# Problem requirements:
Restate the material word for word and leave out anything that is a picture.

# Supplied information:
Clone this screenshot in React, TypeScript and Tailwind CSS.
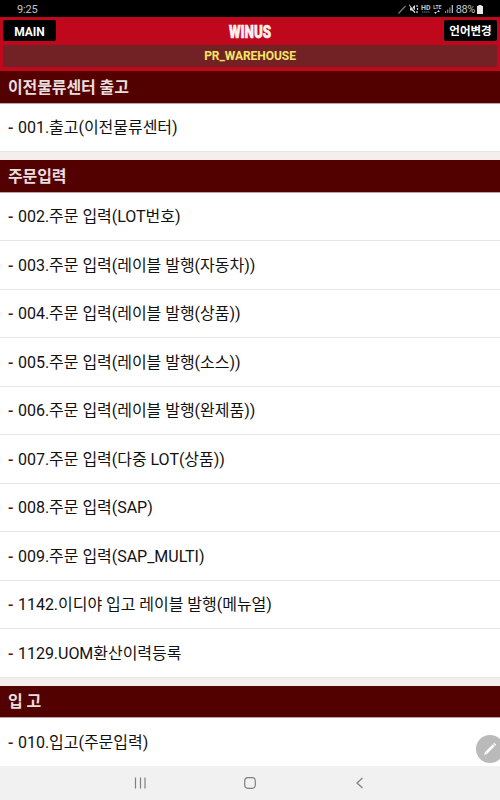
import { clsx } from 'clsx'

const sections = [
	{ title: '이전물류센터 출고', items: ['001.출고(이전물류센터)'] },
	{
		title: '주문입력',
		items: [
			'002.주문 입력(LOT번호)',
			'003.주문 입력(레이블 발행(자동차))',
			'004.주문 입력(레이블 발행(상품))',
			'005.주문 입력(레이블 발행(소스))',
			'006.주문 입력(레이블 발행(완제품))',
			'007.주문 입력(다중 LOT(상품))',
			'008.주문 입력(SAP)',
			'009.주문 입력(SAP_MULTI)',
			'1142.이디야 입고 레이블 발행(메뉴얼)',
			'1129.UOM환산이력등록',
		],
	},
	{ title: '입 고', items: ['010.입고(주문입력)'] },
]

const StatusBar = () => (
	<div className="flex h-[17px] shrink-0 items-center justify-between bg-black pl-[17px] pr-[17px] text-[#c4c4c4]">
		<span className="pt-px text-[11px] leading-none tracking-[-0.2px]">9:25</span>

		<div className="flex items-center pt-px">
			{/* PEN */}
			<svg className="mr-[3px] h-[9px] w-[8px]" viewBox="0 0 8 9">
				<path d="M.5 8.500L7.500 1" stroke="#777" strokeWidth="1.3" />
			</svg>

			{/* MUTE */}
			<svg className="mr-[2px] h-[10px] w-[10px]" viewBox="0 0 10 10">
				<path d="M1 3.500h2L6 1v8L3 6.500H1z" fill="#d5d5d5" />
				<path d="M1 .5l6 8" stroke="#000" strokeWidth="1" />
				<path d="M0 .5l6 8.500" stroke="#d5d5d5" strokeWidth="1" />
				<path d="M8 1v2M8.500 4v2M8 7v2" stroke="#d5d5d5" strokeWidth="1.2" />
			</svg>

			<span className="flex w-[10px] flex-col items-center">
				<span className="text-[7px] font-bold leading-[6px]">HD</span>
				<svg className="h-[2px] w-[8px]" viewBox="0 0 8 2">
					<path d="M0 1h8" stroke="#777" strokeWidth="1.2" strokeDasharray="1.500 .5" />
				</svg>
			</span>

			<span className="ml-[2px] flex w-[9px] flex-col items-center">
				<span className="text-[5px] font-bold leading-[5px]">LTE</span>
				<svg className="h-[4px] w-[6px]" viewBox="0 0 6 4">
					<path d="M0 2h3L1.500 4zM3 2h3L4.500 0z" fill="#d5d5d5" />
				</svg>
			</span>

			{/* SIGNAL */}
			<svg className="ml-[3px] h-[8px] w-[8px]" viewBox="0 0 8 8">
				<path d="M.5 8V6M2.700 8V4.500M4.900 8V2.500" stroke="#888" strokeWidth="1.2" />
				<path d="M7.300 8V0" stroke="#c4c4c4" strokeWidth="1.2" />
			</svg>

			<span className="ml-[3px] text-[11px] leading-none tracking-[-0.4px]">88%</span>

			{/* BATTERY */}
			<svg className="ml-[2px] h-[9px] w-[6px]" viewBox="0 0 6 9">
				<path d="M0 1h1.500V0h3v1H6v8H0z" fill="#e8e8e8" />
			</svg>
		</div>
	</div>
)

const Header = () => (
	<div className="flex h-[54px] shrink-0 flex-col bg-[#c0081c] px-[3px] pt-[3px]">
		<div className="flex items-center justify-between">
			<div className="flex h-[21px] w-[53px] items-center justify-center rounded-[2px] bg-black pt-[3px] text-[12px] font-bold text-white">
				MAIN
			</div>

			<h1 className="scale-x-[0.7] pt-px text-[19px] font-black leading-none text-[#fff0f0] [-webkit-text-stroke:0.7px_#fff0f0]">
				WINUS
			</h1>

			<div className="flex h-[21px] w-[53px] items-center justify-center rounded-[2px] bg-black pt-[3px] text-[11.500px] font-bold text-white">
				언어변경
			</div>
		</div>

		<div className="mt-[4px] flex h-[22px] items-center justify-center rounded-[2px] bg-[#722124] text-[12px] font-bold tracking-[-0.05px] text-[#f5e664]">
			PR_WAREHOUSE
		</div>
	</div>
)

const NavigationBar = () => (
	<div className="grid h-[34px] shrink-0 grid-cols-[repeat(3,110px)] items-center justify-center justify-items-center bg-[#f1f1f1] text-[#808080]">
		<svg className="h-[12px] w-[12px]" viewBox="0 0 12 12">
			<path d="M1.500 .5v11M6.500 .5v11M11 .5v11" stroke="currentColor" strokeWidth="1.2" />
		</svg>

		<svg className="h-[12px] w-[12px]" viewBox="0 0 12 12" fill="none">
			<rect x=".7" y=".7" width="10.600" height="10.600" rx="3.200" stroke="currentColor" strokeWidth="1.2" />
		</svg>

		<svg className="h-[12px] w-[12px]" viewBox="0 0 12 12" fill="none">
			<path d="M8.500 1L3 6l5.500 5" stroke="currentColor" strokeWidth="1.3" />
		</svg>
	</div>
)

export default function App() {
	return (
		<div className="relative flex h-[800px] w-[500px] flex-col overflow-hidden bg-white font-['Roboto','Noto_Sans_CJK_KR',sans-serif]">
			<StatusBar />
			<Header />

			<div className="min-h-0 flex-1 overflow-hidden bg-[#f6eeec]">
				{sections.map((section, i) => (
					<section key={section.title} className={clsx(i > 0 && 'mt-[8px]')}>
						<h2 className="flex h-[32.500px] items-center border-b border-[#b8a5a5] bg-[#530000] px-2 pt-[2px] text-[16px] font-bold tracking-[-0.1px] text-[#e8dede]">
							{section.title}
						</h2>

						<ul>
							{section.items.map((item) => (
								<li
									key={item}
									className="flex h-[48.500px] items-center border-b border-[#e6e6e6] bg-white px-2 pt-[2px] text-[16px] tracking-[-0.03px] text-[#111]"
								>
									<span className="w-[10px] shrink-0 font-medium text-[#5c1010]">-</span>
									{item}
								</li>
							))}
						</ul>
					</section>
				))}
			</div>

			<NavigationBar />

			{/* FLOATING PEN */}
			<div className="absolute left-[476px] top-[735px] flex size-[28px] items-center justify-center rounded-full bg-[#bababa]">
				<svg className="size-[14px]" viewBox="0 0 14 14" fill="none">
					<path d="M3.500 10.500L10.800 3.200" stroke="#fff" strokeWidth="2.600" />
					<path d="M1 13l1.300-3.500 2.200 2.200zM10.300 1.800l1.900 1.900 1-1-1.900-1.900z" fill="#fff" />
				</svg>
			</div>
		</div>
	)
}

# Worked answer:
Clone this screenshot in React, TypeScript and Tailwind CSS.
import { clsx } from 'clsx'

const sections = [
	{ title: '이전물류센터 출고', items: ['001.출고(이전물류센터)'] },
	{
		title: '주문입력',
		items: [
			'002.주문 입력(LOT번호)',
			'003.주문 입력(레이블 발행(자동차))',
			'004.주문 입력(레이블 발행(상품))',
			'005.주문 입력(레이블 발행(소스))',
			'006.주문 입력(레이블 발행(완제품))',
			'007.주문 입력(다중 LOT(상품))',
			'008.주문 입력(SAP)',
			'009.주문 입력(SAP_MULTI)',
			'1142.이디야 입고 레이블 발행(메뉴얼)',
			'1129.UOM환산이력등록',
		],
	},
	{ title: '입 고', items: ['010.입고(주문입력)'] },
]

const StatusBar = () => (
	<div className="flex h-[17px] shrink-0 items-center justify-between bg-black pl-[17px] pr-[17px] text-[#c4c4c4]">
		<span className="pt-px text-[11px] leading-none tracking-[-0.2px]">9:25</span>

		<div className="flex items-center pt-px">
			{/* PEN */}
			<svg className="mr-[3px] h-[9px] w-[8px]" viewBox="0 0 8 9">
				<path d="M.5 8.500L7.500 1" stroke="#777" strokeWidth="1.3" />
			</svg>

			{/* MUTE */}
			<svg className="mr-[2px] h-[10px] w-[10px]" viewBox="0 0 10 10">
				<path d="M1 3.500h2L6 1v8L3 6.500H1z" fill="#d5d5d5" />
				<path d="M1 .5l6 8" stroke="#000" strokeWidth="1" />
				<path d="M0 .5l6 8.500" stroke="#d5d5d5" strokeWidth="1" />
				<path d="M8 1v2M8.500 4v2M8 7v2" stroke="#d5d5d5" strokeWidth="1.2" />
			</svg>

			<span className="flex w-[10px] flex-col items-center">
				<span className="text-[7px] font-bold leading-[6px]">HD</span>
				<svg className="h-[2px] w-[8px]" viewBox="0 0 8 2">
					<path d="M0 1h8" stroke="#777" strokeWidth="1.2" strokeDasharray="1.500 .5" />
				</svg>
			</span>

			<span className="ml-[2px] flex w-[9px] flex-col items-center">
				<span className="text-[5px] font-bold leading-[5px]">LTE</span>
				<svg className="h-[4px] w-[6px]" viewBox="0 0 6 4">
					<path d="M0 2h3L1.500 4zM3 2h3L4.500 0z" fill="#d5d5d5" />
				</svg>
			</span>

			{/* SIGNAL */}
			<svg className="ml-[3px] h-[8px] w-[8px]" viewBox="0 0 8 8">
				<path d="M.5 8V6M2.700 8V4.500M4.900 8V2.500" stroke="#888" strokeWidth="1.2" />
				<path d="M7.300 8V0" stroke="#c4c4c4" strokeWidth="1.2" />
			</svg>

			<span className="ml-[3px] text-[11px] leading-none tracking-[-0.4px]">88%</span>

			{/* BATTERY */}
			<svg className="ml-[2px] h-[9px] w-[6px]" viewBox="0 0 6 9">
				<path d="M0 1h1.500V0h3v1H6v8H0z" fill="#e8e8e8" />
			</svg>
		</div>
	</div>
)

const Header = () => (
	<div className="flex h-[54px] shrink-0 flex-col bg-[#c0081c] px-[3px] pt-[3px]">
		<div className="flex items-center justify-between">
			<div className="flex h-[21px] w-[53px] items-center justify-center rounded-[2px] bg-black pt-[3px] text-[12px] font-bold text-white">
				MAIN
			</div>

			<h1 className="scale-x-[0.7] pt-px text-[19px] font-black leading-none text-[#fff0f0] [-webkit-text-stroke:0.7px_#fff0f0]">
				WINUS
			</h1>

			<div className="flex h-[21px] w-[53px] items-center justify-center rounded-[2px] bg-black pt-[3px] text-[11.500px] font-bold text-white">
				언어변경
			</div>
		</div>

		<div className="mt-[4px] flex h-[22px] items-center justify-center rounded-[2px] bg-[#722124] text-[12px] font-bold tracking-[-0.05px] text-[#f5e664]">
			PR_WAREHOUSE
		</div>
	</div>
)

const NavigationBar = () => (
	<div className="grid h-[34px] shrink-0 grid-cols-[repeat(3,110px)] items-center justify-center justify-items-center bg-[#f1f1f1] text-[#808080]">
		<svg className="h-[12px] w-[12px]" viewBox="0 0 12 12">
			<path d="M1.500 .5v11M6.500 .5v11M11 .5v11" stroke="currentColor" strokeWidth="1.2" />
		</svg>

		<svg className="h-[12px] w-[12px]" viewBox="0 0 12 12" fill="none">
			<rect x=".7" y=".7" width="10.600" height="10.600" rx="3.200" stroke="currentColor" strokeWidth="1.2" />
		</svg>

		<svg className="h-[12px] w-[12px]" viewBox="0 0 12 12" fill="none">
			<path d="M8.500 1L3 6l5.500 5" stroke="currentColor" strokeWidth="1.3" />
		</svg>
	</div>
)

export default function App() {
	return (
		<div className="relative flex h-[800px] w-[500px] flex-col overflow-hidden bg-white font-['Roboto','Noto_Sans_CJK_KR',sans-serif]">
			<StatusBar />
			<Header />

			<div className="min-h-0 flex-1 overflow-hidden bg-[#f6eeec]">
				{sections.map((section, i) => (
					<section key={section.title} className={clsx(i > 0 && 'mt-[8px]')}>
						<h2 className="flex h-[32.500px] items-center border-b border-[#b8a5a5] bg-[#530000] px-2 pt-[2px] text-[16px] font-bold tracking-[-0.1px] text-[#e8dede]">
							{section.title}
						</h2>

						<ul>
							{section.items.map((item) => (
								<li
									key={item}
									className="flex h-[48.500px] items-center border-b border-[#e6e6e6] bg-white px-2 pt-[2px] text-[16px] tracking-[-0.03px] text-[#111]"
								>
									<span className="w-[10px] shrink-0 font-medium text-[#5c1010]">-</span>
									{item}
								</li>
							))}
						</ul>
					</section>
				))}
			</div>

			<NavigationBar />

			{/* FLOATING PEN */}
			<div className="absolute left-[476px] top-[735px] flex size-[28px] items-center justify-center rounded-full bg-[#bababa]">
				<svg className="size-[14px]" viewBox="0 0 14 14" fill="none">
					<path d="M3.500 10.500L10.800 3.200" stroke="#fff" strokeWidth="2.600" />
					<path d="M1 13l1.300-3.500 2.200 2.200zM10.300 1.800l1.900 1.900 1-1-1.900-1.900z" fill="#fff" />
				</svg>
			</div>
		</div>
	)
}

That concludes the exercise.